Monday, January 27, 2014

Entrepreneurs of the spirit

Will Wilkinson laments the decline of “old school blogging,” the original style of blogging—before the media outlets launched their group blogs and bought up the first-generation “personal bloggers”—in which the blogger composed a self, day by day, “put[ting] things out there, broadcast[ing] bits of [his] mind,” and in return finding a place for himself “as a node in the social world.”

What Wilkinson has to say about the self is provocative and largely true, I think. The self is a convergence of loyalties and enthusiasms and beliefs and habits. That there is a “stable” self, which persists through the flux of illness and health and better and worse, is an “illusion.” Wilkinson’s best line is that the “self is more like a URL,” an “address in a web of obligation and social expectation.”

But I am even more interested in what Wilkinson has to say—or suggest, really—about the economics of blogging. “Old school blogging,” as he calls it, belongs to a “personal gift economy.” The blogger gives away his reflections, and “in return maybe you get some attention, which is nice, and some gratitude, which is even nicer.”

The minute a blogger joins the staff of a magazine, though, everything changes. Everyone likes to get paid for what he does—I am no exception—but blogging for pay changes forever the blogger’s relation to his audience. The “web of obligation and social expectation,” into which the blogger-for-free inserts himself, is narrowed and focused. In reality, his audience shrinks to one (or, at most, a handful): his boss or bosses.

When the blogger becomes a “channel” for a media organization (to use Wilkinson’s term for it), he must adhere to more than the house style. He must also trim his judgment to suit the editorial fashions of his employer. Even where the blogger thinks of himself as a member of the magazine’s family, as I thought of myself at Commentary, conflict is inevitable.

As a literary practice, blogging is fundamentally an exercise of intellectual independence. A blogger no more thinks in a house style than Thoreau did in writing his journal. Writing as a staff member of a magazine, though (even when, as I did at Commentary, you are writing a one-person blog), you must second-guess yourself with regularity, asking whether you are setting yourself, even if accidentally, at odds with editorial policy.

One of the incidents that soured my working relationship with John Podhoretz, Commentary’s editor, was when I reviewed Hillel Halkin’s novel Melisande! What Are Dreams? Halkin’s novel was released in England by Granta, but was not being published in America. It never occurred to me that this would be an issue—Halkin was a longtime contributor to the magazine, the novel was brilliant and memorable—but Podhoretz was justifiably annoyed with me, because the magazine’s policy was not to review books that are not published in this country.

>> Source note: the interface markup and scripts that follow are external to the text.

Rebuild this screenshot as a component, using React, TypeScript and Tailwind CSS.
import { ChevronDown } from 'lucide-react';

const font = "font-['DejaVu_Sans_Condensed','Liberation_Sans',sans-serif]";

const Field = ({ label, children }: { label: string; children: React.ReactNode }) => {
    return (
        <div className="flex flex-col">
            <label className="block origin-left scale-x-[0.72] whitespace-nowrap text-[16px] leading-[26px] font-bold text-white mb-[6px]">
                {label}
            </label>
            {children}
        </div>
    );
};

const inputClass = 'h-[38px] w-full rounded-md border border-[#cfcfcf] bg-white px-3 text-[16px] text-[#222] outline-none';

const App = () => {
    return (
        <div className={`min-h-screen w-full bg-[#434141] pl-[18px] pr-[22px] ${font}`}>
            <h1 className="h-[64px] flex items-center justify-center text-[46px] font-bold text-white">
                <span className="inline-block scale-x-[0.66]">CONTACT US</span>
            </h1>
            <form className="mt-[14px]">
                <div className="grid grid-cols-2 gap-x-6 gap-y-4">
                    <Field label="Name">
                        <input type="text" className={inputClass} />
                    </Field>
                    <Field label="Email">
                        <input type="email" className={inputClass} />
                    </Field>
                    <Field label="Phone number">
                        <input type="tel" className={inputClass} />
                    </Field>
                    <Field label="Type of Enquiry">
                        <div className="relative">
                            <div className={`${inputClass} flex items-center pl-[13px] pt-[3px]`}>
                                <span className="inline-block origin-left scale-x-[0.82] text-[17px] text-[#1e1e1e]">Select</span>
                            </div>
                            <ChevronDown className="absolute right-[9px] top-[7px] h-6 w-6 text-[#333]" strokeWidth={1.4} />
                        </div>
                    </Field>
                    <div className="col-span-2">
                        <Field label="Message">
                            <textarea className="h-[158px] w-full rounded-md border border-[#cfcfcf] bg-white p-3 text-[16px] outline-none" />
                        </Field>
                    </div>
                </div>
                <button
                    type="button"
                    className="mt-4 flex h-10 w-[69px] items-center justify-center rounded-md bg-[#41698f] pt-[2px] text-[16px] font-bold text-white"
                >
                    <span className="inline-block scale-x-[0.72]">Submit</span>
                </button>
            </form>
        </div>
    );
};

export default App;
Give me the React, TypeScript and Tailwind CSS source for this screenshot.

In taking on Halkin’s novel, I acted like a blogger, not a staff writer. I failed to recognize that, when you write for pay, you no longer write for yourself. To the reading public, you do not even write under your own name. When I praised Stone Arabia in a review on the Literary Commentary blog, Dana Spiotta’s publisher whipped my praise into a blurb and attributed it to Commentary. My name went poof!

The other day a trio of journalism students at Ohio State University came by to interview me for a class project. “What would you say to my generation about the future of journalism?” one of them asked to wind up the interview. “I’d say the future is both exciting and frightening,” I replied—“or maybe that’s the same thing.” The internet has made it possible for anyone to set up as a journalist—that is, to write regularly, on any subject that catches a fancy, as if keeping a journal. No one can tell anyone else what to write or not to write, or in what style. The marvel is freedom. The problem, as always, is how to monetize the work.

I had no practical solutions, beyond repeating the naïve ’sixties slogan “If you do the right thing money will come” and telling about the novelist Roland Merullo, who worked as a carpenter while writing his first novels. Complete editorial freedom is available for perhaps the first time in the history of journalism, I told the students—but only if they were willing (God help me) to become “entrepreneurs of the spirit” and not employees.

Whether the “old school” and “personal” bloggers can return to their first spiritual entrepreneurship, after having their literary thinking altered forever by writing for pay, is a question that may concern more than themselves alone. The answer may also suggest something about the future of journalistic freedom.


Lee said...

Independence is of great value - and not just for bloggers, but all writers.